Wood is the primary source of fuel. As the continent's population expands, demand multiplies faster than it can be replaced through new replanting, a fact with both economic and ecological consequences. It is becoming ever more difficult for Africans to get wood for fuel. In Tanzania and Gambia, for instance, households spend almost 300 working days annually to find and collect the scarce wood they need. In Ethiopia, the cost of fuelwood consumes 25% of the average household income. The growing demand for fuelwood is causing large-scale deforestation. Ninety years ago, Ethiopia had 50% of its land covered by trees and bushes; it is less than five percent today. Across the continent, 30 trees are cut down for every new one planted.

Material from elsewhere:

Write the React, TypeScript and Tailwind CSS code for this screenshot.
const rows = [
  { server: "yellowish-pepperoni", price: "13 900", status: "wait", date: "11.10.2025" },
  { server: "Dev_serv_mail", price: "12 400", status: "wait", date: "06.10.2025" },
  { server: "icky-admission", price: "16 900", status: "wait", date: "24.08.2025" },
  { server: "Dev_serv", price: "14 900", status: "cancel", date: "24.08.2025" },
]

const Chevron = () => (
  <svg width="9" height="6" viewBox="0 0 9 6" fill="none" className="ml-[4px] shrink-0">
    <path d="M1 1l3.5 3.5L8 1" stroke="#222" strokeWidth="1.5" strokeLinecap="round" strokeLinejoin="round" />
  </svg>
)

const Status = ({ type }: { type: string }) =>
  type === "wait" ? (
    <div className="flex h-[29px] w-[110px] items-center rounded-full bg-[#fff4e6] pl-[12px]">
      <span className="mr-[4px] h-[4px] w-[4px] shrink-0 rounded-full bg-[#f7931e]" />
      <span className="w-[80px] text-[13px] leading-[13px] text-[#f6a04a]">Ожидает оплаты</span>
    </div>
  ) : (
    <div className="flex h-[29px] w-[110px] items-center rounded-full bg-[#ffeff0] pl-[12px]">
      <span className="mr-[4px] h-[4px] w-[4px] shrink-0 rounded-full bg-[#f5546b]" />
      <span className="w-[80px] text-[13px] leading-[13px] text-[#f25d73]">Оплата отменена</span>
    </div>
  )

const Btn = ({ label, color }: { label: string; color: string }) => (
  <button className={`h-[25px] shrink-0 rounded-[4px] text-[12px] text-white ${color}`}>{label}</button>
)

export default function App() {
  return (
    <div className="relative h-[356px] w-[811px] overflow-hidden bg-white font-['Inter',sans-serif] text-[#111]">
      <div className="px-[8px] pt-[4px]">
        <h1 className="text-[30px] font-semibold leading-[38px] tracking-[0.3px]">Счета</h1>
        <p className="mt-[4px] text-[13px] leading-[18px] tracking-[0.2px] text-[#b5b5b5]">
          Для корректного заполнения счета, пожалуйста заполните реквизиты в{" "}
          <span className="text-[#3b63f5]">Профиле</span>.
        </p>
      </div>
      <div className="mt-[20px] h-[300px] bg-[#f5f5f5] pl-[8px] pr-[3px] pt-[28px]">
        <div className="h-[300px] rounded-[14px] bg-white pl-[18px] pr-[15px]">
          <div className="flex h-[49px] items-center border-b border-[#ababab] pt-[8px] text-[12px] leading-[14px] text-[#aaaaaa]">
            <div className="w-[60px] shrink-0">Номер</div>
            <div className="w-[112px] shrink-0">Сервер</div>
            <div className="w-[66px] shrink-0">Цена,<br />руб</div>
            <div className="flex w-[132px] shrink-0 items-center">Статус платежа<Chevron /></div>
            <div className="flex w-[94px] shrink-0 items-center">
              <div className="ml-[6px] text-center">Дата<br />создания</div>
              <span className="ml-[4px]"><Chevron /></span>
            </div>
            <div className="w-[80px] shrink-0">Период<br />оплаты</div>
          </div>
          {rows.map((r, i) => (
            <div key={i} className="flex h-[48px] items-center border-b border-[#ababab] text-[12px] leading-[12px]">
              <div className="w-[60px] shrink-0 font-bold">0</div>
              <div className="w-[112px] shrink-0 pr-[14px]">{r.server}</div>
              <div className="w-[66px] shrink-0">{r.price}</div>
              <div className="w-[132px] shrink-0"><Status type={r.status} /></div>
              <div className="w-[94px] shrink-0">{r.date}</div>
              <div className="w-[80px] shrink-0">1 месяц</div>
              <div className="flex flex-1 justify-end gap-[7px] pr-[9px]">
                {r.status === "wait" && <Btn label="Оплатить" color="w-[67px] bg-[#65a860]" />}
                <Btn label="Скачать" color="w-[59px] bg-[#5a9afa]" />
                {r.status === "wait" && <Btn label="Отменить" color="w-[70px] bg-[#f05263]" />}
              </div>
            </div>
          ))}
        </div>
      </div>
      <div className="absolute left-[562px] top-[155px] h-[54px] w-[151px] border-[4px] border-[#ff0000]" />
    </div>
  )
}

The frequent drought and insufficient rainfall sharply curtails farm output as well. One United Nations estimate points out that farm output for the continent, having grown by 2.5 % in 1989, remained virtually stagnant during 1990-91. Total production increased by less than half a percentage point, thereby turning Africa into a net food-importing continent and threatening it with yet another famine, as can be witnessed in Somalia. Civil strife and wars also have contributed to the decline in farm production and severely disrupted the distribution of food to deficit areas. Angola, Ethiopia, Liberia, Somalia, and the Sudan are frequently torn by civil wars and other social unrest.
The slow growth in farm output reduced agricultural exports, which, in turn, has led to a chronic crunch of foreign exchange reserves. Africa accumulated foreign debt during the 1970s, when foreign exchange from agricultural exports stopped growing and, in many cases, fell. This worsened the devastating poverty. In order to get desperately needed money, Africa resorts to foreign borrowings, which act as drags on its already declining economy because imports continue to compete with the debt service in the distribution of scarce foreign exchange. Total debt in sub-Saharan Africa now is higher than the aggregate Gross Domestic Product. In 1990, for instance, the debt service absorbed almost 25% of export earnings in that region.